The etcd component serves as Kubernetes' backing store, holding all cluster data in a consistent and highly-available key-value store. This distributed database is critical to cluster operations, if you're running Kubernetes in production, you should have a robust backup plan for etcd data. Any configuration, state information, or metadata about your cluster lives here, making it the source of truth for your entire infrastructure.
The scheduler watches for newly created pods that haven't been assigned to a node and selects an appropriate node for them to run on. This decision-making process considers multiple factors: resource requirements, hardware/software/policy constraints, affinity and anti-affinity specifications, data locality, and workload interference. The scheduler's efficiency directly impacts how well your cluster utilizes available resources.
Finally, the controller manager runs controller processes that regulate the state of the cluster. These controllers include the node controller (monitoring node health), the replication controller (maintaining the correct number of pods), the endpoints controller (populating endpoint objects), and the service account and token controllers (creating default accounts and API access tokens for new namespaces).
Worker Nodes: Where Applications Live
While the control plane makes decisions, worker nodes are where your applications actually run. Each node contains the services necessary to run pods and is managed by the control plane.
The kubelet is an agent running on each node that ensures containers are running in pods as expected. It takes a set of PodSpecs and ensures the containers described in those specs are running and healthy. The kubelet doesn't manage containers that weren't created by Kubernetes, maintaining a clean separation of concerns.
The container runtime is the software responsible for running containers. Kubernetes supports several container runtimes including containerd, CRI-O, and any implementation of the Kubernetes Container Runtime Interface (CRI). The shift away from Docker as the default runtime to these CRI-compatible alternatives has improved flexibility and performance across the ecosystem.
The kube-proxy maintains network rules on nodes, allowing network communication to your pods from network sessions inside or outside your cluster. It uses the operating system's packet filtering layer if available, otherwise forwarding traffic itself.
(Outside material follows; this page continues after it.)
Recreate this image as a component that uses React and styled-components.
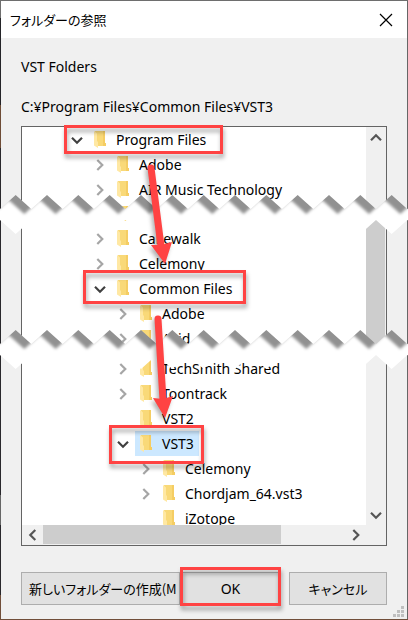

Understanding kube-proxy's role is crucial when troubleshooting networking issues in your cluster.
Kubernetes Objects: Declarative Infrastructure
Kubernetes uses objects to represent the state of your cluster. These persistent entities describe what containerized applications are running, the resources available to them, and the policies around their behavior.
Pods are the smallest deployable units in Kubernetes, representing a single instance of a running process in your cluster. While pods can contain multiple containers, they typically contain just one. Containers within a pod share networking and storage resources, making them suitable for tightly coupled application components.
Deployments provide declarative updates for pods and ReplicaSets, allowing you to describe the desired state and letting the deployment controller change the actual state to match. This abstraction handles rolling updates, rollbacks, and scaling operations, making it the recommended way to manage stateless applications.
Services define a logical set of pods and a policy for accessing them, providing stable networking for ephemeral pods. Since pods are mortal and can be replaced at any time, services provide the consistent endpoint that other parts of your application can depend on. Service types include ClusterIP for internal communication, NodePort for external access through node IPs, LoadBalancer for cloud provider load balancers, and ExternalName for DNS-based discovery.
StatefulSets manage stateful applications, providing guarantees about the ordering and uniqueness of pods. Unlike deployments, StatefulSets maintain a sticky identity for each pod, making them ideal for applications requiring stable network identifiers, stable persistent storage, or ordered deployment and scaling.
Namespaces and Resource Management
Namespaces provide a mechanism for isolating groups of resources within a single cluster. They're intended for use in environments with many users spread across multiple teams or projects, providing a scope for names and a way to divide cluster resources between multiple users.
Resource quotas work alongside namespaces to limit the aggregate resource consumption per namespace. You can set quotas on CPU, memory, storage, and the number of objects that can be created. This prevents any single team or application from consuming all cluster resources.
LimitRanges complement resource quotas by constraining resource allocations (for pods or containers) within a namespace. While quotas look at the namespace as a whole, LimitRanges apply to individual pods or containers, setting minimum and maximum resource usage constraints.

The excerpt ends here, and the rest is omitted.